*WORK TO DO*. Print the lines of the listing below verbatim from its first line through the line bearing "w-[220px] h-[30px] px-[6px]". Any pictures are to be omitted.

*INFORMATION PROVIDED*.
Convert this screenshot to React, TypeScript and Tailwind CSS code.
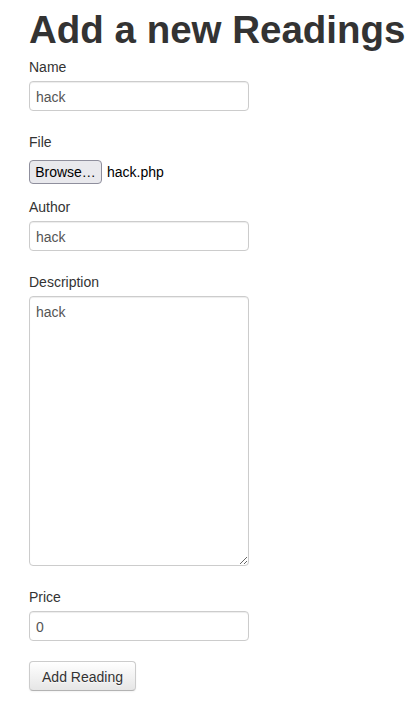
import React from "react";

const inputCls =
  "block w-[220px] h-[30px] px-[6px] pt-[5px] pb-[3px] text-[14px] leading-[20px] text-[#555] bg-white border border-[#ccc] rounded-[4px] shadow-[inset_0_1px_1px_rgba(0,0,0,0.075)] outline-none";

export default function App() {
  return (
    <div
      className="min-h-[718px] bg-white pl-[29px] pt-[10px] text-[14px] leading-[20px] text-[#333]"
      style={{ fontFamily: '"Liberation Sans", Arial, Helvetica, sans-serif' }}
    >
      <h1 className="text-[38.5px] leading-[40px] font-bold text-[#333] whitespace-nowrap">
        Add a new Readings
      </h1>
      <form className="flex flex-col items-start" onSubmit={(e) => e.preventDefault()}>
        <label className="block mt-[7px] h-[20px]">Name</label>
        <input className={`${inputCls} mt-[4px]`} defaultValue="hack" />

        <label className="block mt-[21px] h-[20px]">File</label>
        <div className="flex items-center mt-[8px] h-[24px]">
          <button
            type="button"
            className="h-[24px] w-[73px] px-[4px] text-[14px] leading-[20px] text-black bg-[#e9e9ed] border border-[#8f8f9d] rounded-[4px] text-center"
          >
            Browse…
          </button>
          <span className="ml-[5px] text-black">hack.php</span>
        </div>

        <label className="block mt-[13px] h-[20px]">Author</label>
        <input className={`${inputCls} mt-[4px]`} defaultValue="hack" />

        <label className="block mt-[21px] h-[20px]">Description</label>
        <textarea
          className="block mt-[4px] w-[220px] h-[270px] px-[6px] pt-[5px] pb-[3px] text-[14px] leading-[20px] text-[#555] bg-white border border-[#ccc] rounded-[4px] shadow-[inset_0_1px_1px_rgba(0,0,0,0.075)] outline-none resize"
          style={{ fontFamily: '"Liberation Sans", Arial, Helvetica, sans-serif' }}
          defaultValue="hack"
        />

        <label className="block mt-[21px] h-[20px]">Price</label>
        <input className={`${inputCls} mt-[4px]`} defaultValue="0" />

        <button
          type="submit"
          className="mt-[20px] h-[30px] w-[107px] px-[12px] pt-[1px] text-[14px] leading-[20px] text-[#333] bg-gradient-to-b from-white to-[#e6e6e6] border border-[#ccc] border-b-[#b3b3b3] rounded-[4px] shadow-[inset_0_1px_0_rgba(255,255,255,0.2),0_1px_2px_rgba(0,0,0,0.05)] [text-shadow:0_1px_1px_rgba(255,255,255,0.75)]"
        >
          Add Reading
        </button>
      </form>
    </div>
  );
}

*EXERCISE ANSWER*.
Convert this screenshot to React, TypeScript and Tailwind CSS code.
import React from "react";

const inputCls =
  "block w-[220px] h-[30px] px-[6px] pt-[5px] pb-[3px] text-[14px] leading-[20px] text-[#555] bg-white border border-[#ccc] rounded-[4px] shadow-[inset_0_1px_1px_rgba(0,0,0,0.075)] outline-none";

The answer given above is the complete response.